Oui, il y aura des femmes potiches. C’est ça la véritable égalité !
« Le monopole masculin de la politique est une spécificité française. La loi salique, sous la monarchie, empêchait les femmes de régner, et nous avons été l’un des derniers pays européens à leur accorder le droit de vote et d’éligibilité en 1944, explique la politologue Mariette Sineau (co-autrice Femmes et République (Éd.La documentation française).
Elles partent dans la compétition avec un retard considérable, et les hommes ont eu longtemps en tête qu’ils étaient seuls légitimes sur la scène politique et parlementaire. Cela a été un combat très difficile.
Durant les vingt premières années de la Ve République, le pourcentage des femmes députées a tourné autour de 1 à 2 %, il a fallu attendre 1997 pour que la première fois, sous la gauche socialiste, les femmes dépassent le seuil de 10 % à l’Assemblée nationale. On part de très loin, les militantes féministes ont lutté pour sortir de ce blocage par la fameuse réforme paritaire. »
Sur la photo : 1973, le gouvernement 100% féminin proposé par la rédaction de Marie Claire au président Pompidou avec Simone Veil comme Première ministre.
Roselyne Bachelot et ses alliées pour la parité
L’ancienne ministre et éditorialiste Roselyne Bachelot, dans sa première interview publiée dans Marie Claire en mai 1999, défend la parité contrairement à son parti, le RPR, et pulvérise le danger brandi par ses opposants, celui d’élire des « potiches » à la place d’hommes méritants. « Le monde politique est rempli par des copains de Machin, des protégés de Truc… Et alors ? Oui, il y aura des femmes potiches. C’est ça la véritable égalité ! »
Les femmes se heurtent à des barrages de la part des hommes qui entendent prolonger leur monopole sur la chose publique.
Elle aura mené une bataille féroce avec des alliées de choix. « J’étais une militante féministe mais je n’avais pas conceptualisé la parité. Élue députée en 1988, l’Assemblée ne compte que 5 % de femmes, Gisèle Halimi me donne alors l’outil essentiel, une loi paritaire. Nous nous sommes mises à travailler ensemble. »
Juste avant les élections présidentielles de 1995, elles contactent tous les candidats; seul Édouard Balladur leur répond positivement. « Je me souviens très bien, nous sommes avec Gisèle dans son joli bureau de Premier ministre, il y avait un soleil magnifique et Simone Veil. » Elle est la ministre des Affaires sociales, et avec Balladur, ils prennent un engagement précis : « Si je suis élu,, il y aura un quota pour les femmes », promet-il.
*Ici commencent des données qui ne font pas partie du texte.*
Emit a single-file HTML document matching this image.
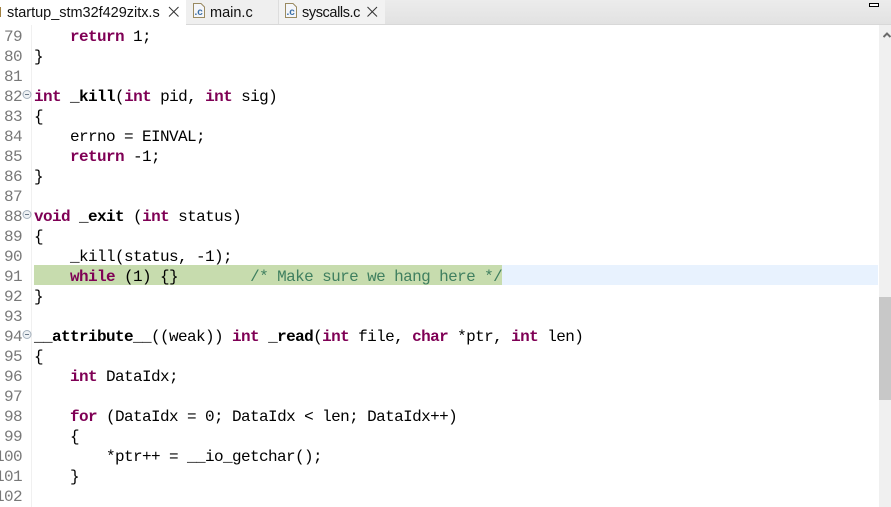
<!DOCTYPE html>
<html><head><meta charset="utf-8">
<style>
html,body{margin:0;padding:0;background:#fff}
#p{position:relative;width:891px;height:507px;overflow:hidden;background:#fff}
.a{position:absolute}
.tabt{position:absolute;top:3px;height:20px;font:14.5px/20px "Liberation Sans",sans-serif;color:#111;white-space:nowrap}
.l{position:absolute;left:34px;height:20px;font:16px/24px "Liberation Mono",monospace;letter-spacing:-.6px;color:#000;white-space:pre}
.n{position:absolute;right:869px;height:20px;font:16px/24px "Liberation Mono",monospace;letter-spacing:-.6px;color:#787878;white-space:pre;text-align:right}
b{font-weight:bold}
.k{color:#7f0055;font-weight:bold}
.c{color:#3f7f5f}
</style></head><body><div id="p">
<div class="a" style="left:0;top:0;width:891px;height:24px;background:linear-gradient(#ececec,#e2e2e2)"></div>
<div class="a" style="left:0;top:24px;width:891px;height:1px;background:#d8d8d8"></div>
<div class="a" style="left:0;top:0;width:186px;height:25px;background:#fff"></div>
<div class="a" style="left:0;top:7px;width:1px;height:10px;background:#a08040"></div>
<div class="a" style="left:186px;top:0;width:92px;height:24px;background:#efefef"></div>
<div class="a" style="left:278px;top:0;width:107px;height:24px;background:#f2f2f2;border-left:1px solid #ddd;box-sizing:border-box"></div>
<div class="tabt" style="left:7px;letter-spacing:-.02px">startup_stm32f429zitx.s</div>
<svg class="a" style="left:168px;top:6px" width="12" height="12"><path d="M1 1L10.5 10.5M10.5 1L1 10.5" stroke="#333" stroke-width="1" fill="none"/></svg>
<svg class="a" style="left:193px;top:3px" width="13" height="16"><path d="M.5.5H8L11.5 4V14.5H.5Z" fill="#f4f6fa" stroke="#9a8a60"/><text x="1.5" y="12" font-family="Liberation Sans,sans-serif" font-size="10" font-weight="bold" fill="#3a6ea5">.c</text></svg>
<div class="tabt" style="left:210px">main.c</div>
<svg class="a" style="left:285px;top:3px" width="13" height="16"><path d="M.5.5H8L11.5 4V14.5H.5Z" fill="#f4f6fa" stroke="#9a8a60"/><text x="1.5" y="12" font-family="Liberation Sans,sans-serif" font-size="10" font-weight="bold" fill="#3a6ea5">.c</text></svg>
<div class="tabt" style="left:302px;letter-spacing:-.4px">syscalls.c</div>
<svg class="a" style="left:367px;top:6px" width="12" height="12"><path d="M.5 1L10 10.5M10 1L.5 10.5" stroke="#333" stroke-width="1" fill="none"/></svg>
<div class="a" style="left:869px;top:3px;border:1px solid #000;background:#fff;width:8px;height:2px"></div>

<div class="a" style="left:31px;top:25px;width:1px;height:482px;background:#f0f0f0"></div>
<div class="a" style="left:34px;top:265px;width:468px;height:20px;background:#c7dcae"></div>
<div class="a" style="left:502px;top:265px;width:376px;height:20px;background:#e8f2fe"></div>

<div class="a" style="left:879px;top:25px;width:12px;height:482px;background:#f0f0f0"></div>
<div class="a" style="left:879px;top:297px;width:12px;height:103px;background:#c8c8c8"></div>
<svg class="a" style="left:883px;top:31px" width="8" height="8"><path d="M.5 6L4 2.5L7.5 6" stroke="#6a6a6a" stroke-width="2" fill="none"/></svg>

<svg class="a" style="left:22px;top:90px" width="10" height="10"><circle cx="5" cy="4.5" r="4" fill="#eef1f4" stroke="#a4b0bc"/><path d="M3 4.5H7" stroke="#6a7a8a"/></svg>
<svg class="a" style="left:22px;top:210px" width="10" height="10"><circle cx="5" cy="4.5" r="4" fill="#eef1f4" stroke="#a4b0bc"/><path d="M3 4.5H7" stroke="#6a7a8a"/></svg>
<svg class="a" style="left:22px;top:330px" width="10" height="10"><circle cx="5" cy="4.5" r="4" fill="#eef1f4" stroke="#a4b0bc"/><path d="M3 4.5H7" stroke="#6a7a8a"/></svg>

<div class="n" style="top:25px">79</div>
<div class="n" style="top:45px">80</div>
<div class="n" style="top:65px">81</div>
<div class="n" style="top:85px">82</div>
<div class="n" style="top:105px">83</div>
<div class="n" style="top:125px">84</div>
<div class="n" style="top:145px">85</div>
<div class="n" style="top:165px">86</div>
<div class="n" style="top:185px">87</div>
<div class="n" style="top:205px">88</div>
<div class="n" style="top:225px">89</div>
<div class="n" style="top:245px">90</div>
<div class="n" style="top:265px">91</div>
<div class="n" style="top:285px">92</div>
<div class="n" style="top:305px">93</div>
<div class="n" style="top:325px">94</div>
<div class="n" style="top:345px">95</div>
<div class="n" style="top:365px">96</div>
<div class="n" style="top:385px">97</div>
<div class="n" style="top:405px">98</div>
<div class="n" style="top:425px">99</div>
<div class="n" style="top:445px">100</div>
<div class="n" style="top:465px">101</div>
<div class="n" style="top:485px">102</div>

<div class="l" style="top:25px">    <span class="k">return</span> 1;</div>
<div class="l" style="top:45px">}</div>
<div class="l" style="top:85px"><span class="k">int</span> <b>_kill</b>(<span class="k">int</span> pid, <span class="k">int</span> sig)</div>
<div class="l" style="top:105px">{</div>
<div class="l" style="top:125px">    errno = EINVAL;</div>
<div class="l" style="top:145px">    <span class="k">return</span> -1;</div>
<div class="l" style="top:165px">}</div>
<div class="l" style="top:205px"><span class="k">void</span> <b>_exit</b> (<span class="k">int</span> status)</div>
<div class="l" style="top:225px">{</div>
<div class="l" style="top:245px">    _kill(status, -1);</div>
<div class="l" style="top:265px">    <span class="k">while</span> (1) {}        <span class="c">/* Make sure we hang here */</span></div>
<div class="l" style="top:285px">}</div>
<div class="l" style="top:325px"><b>__attribute__</b>((weak)) <span class="k">int</span> <b>_read</b>(<span class="k">int</span> file, <span class="k">char</span> *ptr, <span class="k">int</span> len)</div>
<div class="l" style="top:345px">{</div>
<div class="l" style="top:365px">    <span class="k">int</span> DataIdx;</div>
<div class="l" style="top:405px">    <span class="k">for</span> (DataIdx = 0; DataIdx &lt; len; DataIdx++)</div>
<div class="l" style="top:425px">    {</div>
<div class="l" style="top:445px">        *ptr++ = __io_getchar();</div>
<div class="l" style="top:465px">    }</div>
</div></body></html>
La loi dite « loi sur la parité » est votée le 6 juin 2000, les partis politiques doivent désormais présenter un nombre égal d’hommes et de femmes pour les élections régionales, municipales, sénatoriales et européennes. Dès novembre 2000, quelques mois avant les élections municipales de 2001, Marie Claire encourage les femmes : « Entrez en politique ! »
Parmi nos portraits de « combattante » : Aurélie Fillippetti. Une pionnière aux allures d’étudiante qui pose avec son vélo place du Panthéon. « J’étais d’accord pour être candidate sur la liste des Verts dans le 5e à Paris, mais je ne pensais pas être légitime pour être en tête de liste, explique l’ex-ministre. C’est grâce à la parité que ma vie politique a démarré. »
J’étais entre Noël Mamère et un autre vieux routard, je n’ai pas pu en placer une. (…) Ils avaient leur stock de petites phrases toutes faites.
Et c’est avec la naïveté d’une débutante qu’elle confie alors se faire ravir la parole par les hommes lors des conférences de presse. « J’étais entre Noël Mamère et un autre vieux routard, je n’ai pas pu en placer une. J’ai compris pourquoi : ils avaient leur stock de petites phrases toutes faites. »
La parité n’est plus un mirage mais se lancer à l’assaut de ce bastion masculin, c’est partir en guerre.
« La politique est un monde violent et le pouvoir ne se donne pas, il faut le conquérir, constate Mariette Sineau. Les femmes se heurtent à des barrages de la part des hommes qui entendent prolonger leur monopole sur la chose publique. Tout est bon pour les discréditer, on les renvoie souvent à leur corps pour leur signifier qu’elles sont des usurpatrices. »
Sur la photo : 2012, Palais de l’Élysée, le 17 mai 2012 : les femmes du premier gouvernement paritaire en France entourent le président François Hollande.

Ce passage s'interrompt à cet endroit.